Параллельно в 1920—1930-х гг. преподавал в Венском университете славянские языки и литературу, занимался научной деятельностью. В конце 1920-х — начале 1930-х разработал фонологическую теорию. Был одним из участников и идейных лидеров Пражского лингвистического кружка, одним из создателей школы славянского структурализма в лингвистике. В своих лекциях по истории русской литературы высказывал революционные идеи о необходимости «открытия» древнерусской литературы (наподобие открытия русской иконы), о применении формального метода к произведениям древней и средневековой литературы (в частности к «Хожению за три моря» Афанасия Никитина), о метрике русских былин.
Был непримиримым противником коммунизма, воцерковленным православным христианином. Выполнял обязанности старосты русской Никольской церкви в юрисдикции митрополита Евлогия (Георгиевского) (в конце 1920-х в ведении Московской Патриархии).

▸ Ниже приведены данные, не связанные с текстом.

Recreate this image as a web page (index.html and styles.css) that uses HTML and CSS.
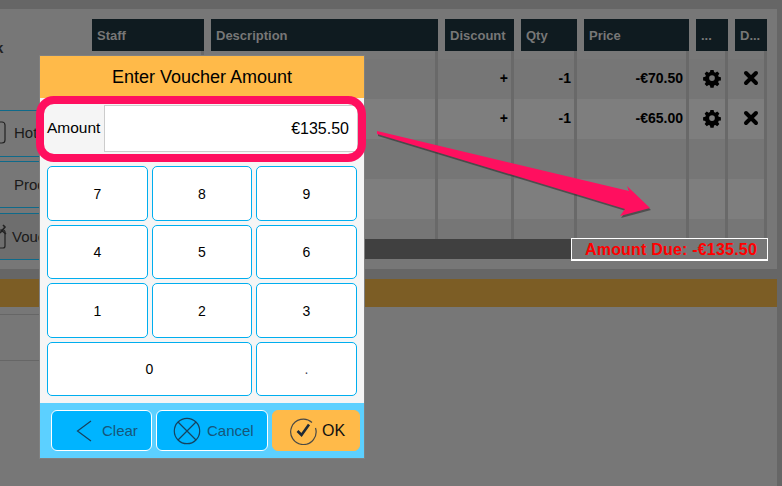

В 1930-х гг. выступал в печати против национал-социализма, видя в нём своеобразный «биологический материализм», столь же несовместимый с православным мировоззрением, как и марксистский «исторический материализм». В ответ на попытки бывшего евразийца А. В. Меллера-Закомельского, жившего в Германии, сблизить позиции правого евразийства и русского национал-социализма Н. С. Трубецкой выступил с теоретической антинацистской статьёй «О расизме». Критиковал «арийскую теорию в лингвистике», доказывая, что индоевропейского праязыка не существовало, а сходства языков индоевропейской семьи можно объяснить их влияниями друг на друга в ходе исторического развития. Эти идеи, высказанные им в статье «Мысли об индоевропейской проблеме», стали причиной доноса в гестапо со стороны пронацистски настроенного австрийского лингвиста.
В 1938 году после аншлюса Австрии подвергся притеснениям со стороны гестапо, вызывался на допрос, был арестован на трое суток, в его квартире был произведён обыск. По признанию П. Н. Савицкого, от концлагеря его спас только титул князя. Однако значительная часть его научных рукописей была конфискована во время обыска и впоследствии утрачена. Не перенеся этой потери, Николай Сергеевич Трубецкой скончался от инфаркта миокарда, в больнице. Похоронен на Центральном кладбище.